The curfew up until Saturday night was eight p.m. and the problem is for the restaurant owners themselves because if you are like me, you leave the restaurant at five or ten to eight with just enough time to get home by the curfew. The restaurant owners are still clearing up and shutting up shop at curfew time because their patrons have only just left. I know of one owner who was apprehended giving a lift to his staff to ensure they got home safely, so breaking the curfew himself.
In addition to the curfew, everyone has to carry I.D. because of the ‘State of Siege’. There are also road blocks and speed checks (a very good thing!). I had to go through a road block on my way to a dive at Dili Rock today and the whole thing was farcical. Firstly you are waved at, is that waving me over or waving me through? I wasn’t sure, so I pulled over. Then 3 or 4 people pointed at me, were they asking me to move the car, or carry on? I had no idea. Eventually a Chinese UNPol sauntered over and asked me to get out of the car, which I did. I was then scanned with a metal detector by a young Timorese lad with no uniform on. At this point my student who happened to also be UNPol piped up that ‘Language Assistants are not allowed to do the scan, it must be a police officer and they should be female’ the scanner was immediately given to a young female officer who duly scanned me and my staff member but not my student. None of us had been asked for I.D.
Next the policewoman searched my bag, but no other bags or the gear bags on the back of the truck.

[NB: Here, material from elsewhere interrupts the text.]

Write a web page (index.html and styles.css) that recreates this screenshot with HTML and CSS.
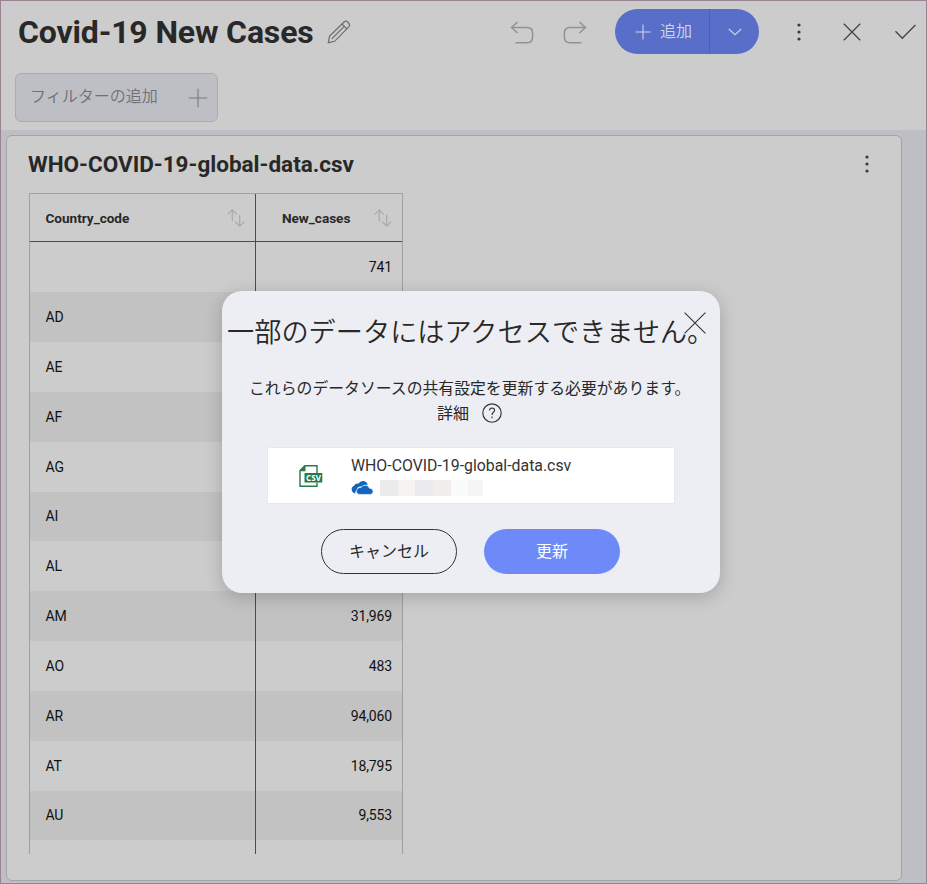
FILE: index.html
```html
<!DOCTYPE html>
<html lang="ja">
<head>
<meta charset="utf-8">
<title>Covid-19 New Cases</title>
<link rel="stylesheet" href="styles.css">
</head>
<body>
<div class="app">
  <header class="topbar">
    <div class="title-row">
      <h1>Covid-19 New Cases</h1>
      <svg class="pencil" width="24" height="24" viewBox="0 0 24 24"><path d="M1.3 22.7 L2.5 16.2 L17.2 1.7 Q18.9.4 20.5 1.9 L22 3.5 Q23.3 5 22 6.6 L7.6 21.3 Z M15 4 L19.7 8.7 M17.2 6.4 L4.8 18.8"/></svg>
      <svg class="undo" width="24" height="24" viewBox="0 0 24 24"><path d="M7.5 1 L1.5 6.5 L7.5 12 M1.5 6.5 H17 Q22.6 6.5 22.6 12 V16 Q22.6 21.7 17 21.7 H5.5"/></svg>
      <svg class="redo" width="24" height="24" viewBox="0 0 24 24"><path d="M16.5 1 L22.5 6.5 L16.5 12 M22.5 6.5 H7 Q1.4 6.5 1.4 12 V16 Q1.4 21.7 7 21.7 H18.5"/></svg>
      <div class="add">
        <div class="add-main"><svg width="16" height="16" viewBox="0 0 16 16"><path d="M8 .5V15.5M.5 8H15.5"/></svg><span>追加</span></div>
        <div class="add-more"><svg width="14" height="8" viewBox="0 0 14 8"><path d="M.8 1 L7 6.7 L13.2 1"/></svg></div>
      </div>
      <svg class="dots top-dots" width="6" height="20" viewBox="0 0 6 20"><circle cx="3" cy="3" r="1.6"/><circle cx="3" cy="10" r="1.6"/><circle cx="3" cy="17" r="1.6"/></svg>
      <svg class="line close" width="18" height="18" viewBox="0 0 18 18"><path d="M.8.8 L17.2 17.2 M17.2.8 L.8 17.2"/></svg>
      <svg class="line check" width="21" height="16" viewBox="0 0 21 16"><path d="M.5 7.2 L7.3 14.2 L20.4 1"/></svg>
    </div>
    <div class="filter"><span>フィルターの追加</span><svg width="20" height="20" viewBox="0 0 20 20"><path d="M10 .8V19.2M.8 10H19.2"/></svg></div>
  </header>
  <main class="board">
    <section class="card">
      <div class="card-head">
        <h2>WHO-COVID-19-global-data.csv</h2>
        <svg class="dots" width="6" height="20" viewBox="0 0 6 20"><circle cx="3" cy="3" r="1.6"/><circle cx="3" cy="10" r="1.6"/><circle cx="3" cy="17" r="1.6"/></svg>
      </div>
      <div class="grid">
        <div class="row head">
          <div class="code"><span>Country_code</span><svg class="sort" width="18" height="18" viewBox="0 0 18 18"><path d="M5.3 12.2V1M.8 5.3 L5.3.8 L9.8 5.3M12.7 6V17M8.2 12.7 L12.7 17.2 L17.2 12.7"/></svg></div>
          <div class="cases"><span>New_cases</span><svg class="sort" width="18" height="18" viewBox="0 0 18 18"><path d="M5.3 12.2V1M.8 5.3 L5.3.8 L9.8 5.3M12.7 6V17M8.2 12.7 L12.7 17.2 L17.2 12.7"/></svg></div>
        </div>
        <div class="row"><div class="code"></div><div class="cases">741</div></div>
        <div class="row"><div class="code">AD</div><div class="cases"></div></div>
        <div class="row"><div class="code">AE</div><div class="cases"></div></div>
        <div class="row"><div class="code">AF</div><div class="cases"></div></div>
        <div class="row"><div class="code">AG</div><div class="cases"></div></div>
        <div class="row"><div class="code">AI</div><div class="cases"></div></div>
        <div class="row"><div class="code">AL</div><div class="cases"></div></div>
        <div class="row"><div class="code">AM</div><div class="cases">31,969</div></div>
        <div class="row"><div class="code">AO</div><div class="cases">483</div></div>
        <div class="row"><div class="code">AR</div><div class="cases">94,060</div></div>
        <div class="row"><div class="code">AT</div><div class="cases">18,795</div></div>
        <div class="row"><div class="code">AU</div><div class="cases">9,553</div></div>
        <div class="row"><div class="code"></div><div class="cases"></div></div>
      </div>
    </section>
  </main>
</div>
<div class="dialog" role="dialog">
  <svg class="dialog-close" width="22" height="22" viewBox="0 0 22 22"><path d="M.6.6 L21.4 21.4 M21.4.6 L.6 21.4"/></svg>
  <h3>一部のデータにはアクセスできません。</h3>
  <p class="message">これらのデータソースの共有設定を更新する必要があります。</p>
  <div class="details"><span>詳細</span><svg width="20" height="20" viewBox="0 0 20 20"><circle cx="10" cy="10" r="9.2"/><path d="M7.4 7.4 Q7.7 5 10.1 5 Q12.6 5.1 12.6 7.3 Q12.6 8.4 11.2 9.5 Q10 10.5 10 12 M10 13.5V15.2"/></svg></div>
  <div class="source">
    <svg class="csv" width="24" height="22" viewBox="0 0 24 22"><path class="sheet" d="M18 8V.8H5.8L1 5.6V21.2H18V17.5M5.8 1V5.6H1"/><path class="solid" d="M1 5.6 L5.8.8V5.6ZM5.5 8H23.3V17.6H5.5Z"/><text x="14.5" y="15.7" text-anchor="middle" textLength="15">CSV</text></svg>
    <div class="source-info">
      <div class="file">WHO-COVID-19-global-data.csv</div>
      <div class="account">
        <svg width="22" height="14" viewBox="0 0 22 14"><path class="cloud" d="M4.2 12.4 A4 4 0 0 1 3 4.8 A4.2 4.2 0 0 1 7.5 2.6 A5 5 0 0 1 16.7 3.8 Q12 3.6 11 5.6 Q6.2 5 5.9 9 Q3.9 10.4 4.2 12.4Z"/><path class="cloud" d="M8 13.4 A3.2 3.2 0 0 1 7.3 7.3 Q8.2 6 10 6.6 A4.7 4.7 0 0 1 18.6 7.4 A3 3 0 0 1 19.5 13.4Z" stroke="#fff" stroke-width=".6"/></svg>
        <div class="masked"><i></i><i></i><i></i><i></i><i></i><i></i></div>
      </div>
    </div>
  </div>
  <div class="actions"><button class="cancel">キャンセル</button><button class="update">更新</button></div>
</div>
</body>
</html>
```
FILE: styles.css
```css
* { box-sizing: border-box; }
body { margin: 0; font-family: Roboto, "Noto Sans CJK JP", sans-serif; color: #282828; }
h1, h2, h3, p { margin: 0; }
svg { display: block; flex: none; fill: none; overflow: visible; }
.app { height: 884px; border: 1px solid #9b8394; background: #bebfc4; display: flex; flex-direction: column; overflow: hidden; }
.topbar { height: 129px; flex: none; background: #ccc; padding: 8px 0 0 14px; }
.title-row { height: 45px; display: flex; align-items: center; }
h1 { width: 312px; padding: 2px 0 0 3px; font-size: 32px; line-height: 45px; font-weight: 700; white-space: nowrap; letter-spacing: -.15px; }
.pencil { stroke: #6c6c6c; stroke-width: 1.2; margin: 1px 0 0; }
.undo, .redo { stroke: #929292; stroke-width: 1.5; margin-top: 3px; }
.undo { margin-left: 159px; }
.redo { margin-left: 29px; }
.add { margin-left: 28px; width: 144px; height: 45px; border-radius: 23px; background: #586ec8; color: #d3d6e3; display: flex; flex: none; }
.add svg { stroke: #d0d4e4; stroke-width: 1.1; }
.add-main { width: 95px; border-right: 1px solid #4a5fb5; display: flex; align-items: center; padding-left: 20px; gap: 9px; font-size: 16px; line-height: 24px; font-weight: 350; }
.add-more { flex: 1; display: flex; align-items: center; padding-left: 18px; }
.dots { fill: #3b3b3b; }
.top-dots { margin-left: 37px; margin-top: 1px; }
.line { stroke: #454545; stroke-width: 1.3; }
.close { margin-left: 41px; margin-top: 1px; }
.check { margin-left: 34px; margin-top: 1px; }
.filter { width: 203px; height: 49px; margin-top: 19px; border: 1px solid #abacb1; border-radius: 6px; background: #bebfc4; color: #6f7074; display: flex; align-items: center; justify-content: space-between; padding: 0 9px 0 14px; font-size: 16px; font-weight: 350; }
.filter span { padding-bottom: 5px; }
.filter svg { stroke: #77787c; stroke-width: 1.1; }
.board { flex: 1; padding: 5px 24px 2px 5px; display: flex; }
.card { flex: 1; background: #ccc; border: 1px solid #a4a4a6; border-radius: 6px; padding: 12px 0 0 22px; }
.card-head { display: flex; justify-content: space-between; align-items: center; height: 33px; padding-right: 31px; }
.card-head .dots { margin-top: -2px; }
h2 { font-size: 22.5px; line-height: 33px; font-weight: 700; margin-left: -1px; }
.grid { width: 374px; height: 661px; margin-top: 12px; border: 1px solid #a0a0a0; border-bottom: 0; overflow: hidden; }
.row { height: 49.83px; display: flex; font-size: 14px; color: #111; letter-spacing: -.15px; }
.row:nth-child(odd) { background: #c2c2c2; }
.row > div { display: flex; align-items: center; }
.row .code { width: 226px; border-right: 1px solid #4c4c4c; padding: 0 10px 0 15.5px; }
.row .cases { width: 146px; justify-content: flex-end; padding-right: 10px; }
.row.head { height: 48.4px; background: #ccc; border-bottom: 1px solid #4c4c4c; font-size: 13.6px; font-weight: 700; color: #282828; letter-spacing: -.03px; }
.head > div { justify-content: space-between !important; }
.head span { padding-top: 1px; }
.head .cases { padding-left: 26px; }
.sort { stroke: #a9a9a9; stroke-width: 1.2; }
.dialog { position: absolute; left: 222px; top: 291px; width: 498px; height: 302px; border-radius: 20px; background: #edeef3; box-shadow: 0 4px 18px rgba(0,0,0,.2); }
.dialog-close { position: absolute; left: 462px; top: 21px; stroke: #333; stroke-width: 1.1; }
h3 { padding: 22px 0 0 5px; font-size: 27.2px; line-height: 40px; font-weight: 350; white-space: nowrap; }
.message { padding: 24px 0 0 27px; font-size: 15.85px; line-height: 24px; white-space: nowrap; font-weight: 400; }
.details { display: flex; align-items: center; height: 22px; margin-left: 215px; gap: 13px; font-size: 16px; font-weight: 400; }
.details svg { stroke: #333; stroke-width: 1.15; margin-top: 2px; }
.source { width: 408px; height: 57px; margin: 24px 0 0 45px; border: 1px solid #e8e8ec; background: #fff; display: flex; align-items: center; }
.csv { margin-left: 31px; }
.csv .sheet { stroke: #247a4c; stroke-width: 1.4; }
.csv .solid { fill: #247a4c; }
.csv text { fill: #fff; font: 700 8px "Open Sans", sans-serif; }
.source-info { margin-left: 28px; }
.file { font-size: 15.85px; line-height: 20px; white-space: nowrap; color: #333; margin-top: 1px; letter-spacing: 0; }
.account { display: flex; align-items: center; height: 17px; margin-top: 4px; gap: 7px; }
.cloud { fill: #1264bd; }
.masked { display: flex; height: 16px; margin-top: -1px; }
.masked i { width: 18px; background: #ebebeb; }
.masked i:nth-child(2) { width: 17px; background: #f7f3f1; }
.masked i:nth-child(3) { background: #ebebee; }
.masked i:nth-child(4) { background: #f1edeb; }
.masked i:nth-child(5) { width: 17px; background: #fafcfb; }
.masked i:nth-child(6) { width: 15px; background: #f5f5f5; }
.actions { display: flex; gap: 27px; padding: 25px 0 0 99px; }
button { width: 136px; height: 45px; border-radius: 23px; padding: 0 0 3px; font: 400 16px Roboto, "Noto Sans CJK JP", sans-serif; }
.cancel { border: 1px solid #333; background: transparent; color: #282828; }
.update { border: 0; background: #6e89f8; color: #fff; }
```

So if there were no weapons found in one bag, that obviously meant there were no weapons anywhere else on the truck. Wrong! I realised later I was inadvertently carrying a weapon in the form of my dive knife that was packed with my gear in the back of the truck, whoops! Then I was told that the blackening film on the windows was not allowed (the reason I was driving with all the windows fully down) and proceeded to try and pick it off with her fingernails. I started to envisage a long and hot few hours at that road block until my student informed the Chinese UNPol that it wasn’t mandated to remove the blackening only recommended and we would do it later.
If my student knew all this by reading the memos and documentation that is sent round to all the UN Police Officers, then why did the Chinese UNPol allow this situation to happen? Lack of keeping himself informed, lack of understanding or lack of authority amongst his colleagues?
On the subject of keeping informed, the ex-pat community all received text messages from our various embassies on Saturday saying the curfew had been extended from 8 p.m. until 10 p.m. but will apply for another month. Unfortunately this information did not ripple down to the PNTL who apprehended a couple of girls on a motorbike returning home from work at 8.30 p.m. Scared, they phoned their boss who is a friend of mine, who went down to try and sort the situation out, taking along another friend who speaks Behasa. The PNTL boys weren’t having any of it and tried to resolve the situation with their fists. So representatives of East Timor’s National Police Force were trying to enforce an outdated restriction through ignorance, then assaulted an Australian and Indonesian National. And these guys are allowed to carry guns!
Ramos Horta is out of his coma and talking to his family which is great news.
I’ve managed a couple of dives over the past week but the temperature has dropped to what feels a freezing 26 degrees (down from the usual 28-30 degrees) and the visibility was awful. However, I took a guy out that had learnt to dive near San Francisco so he found the 10-12 metre visibility normal and the temperature was 14 degrees higher than he had been used to. He thought the dive was great, so did I because I saw my first ever blue ringed octopus.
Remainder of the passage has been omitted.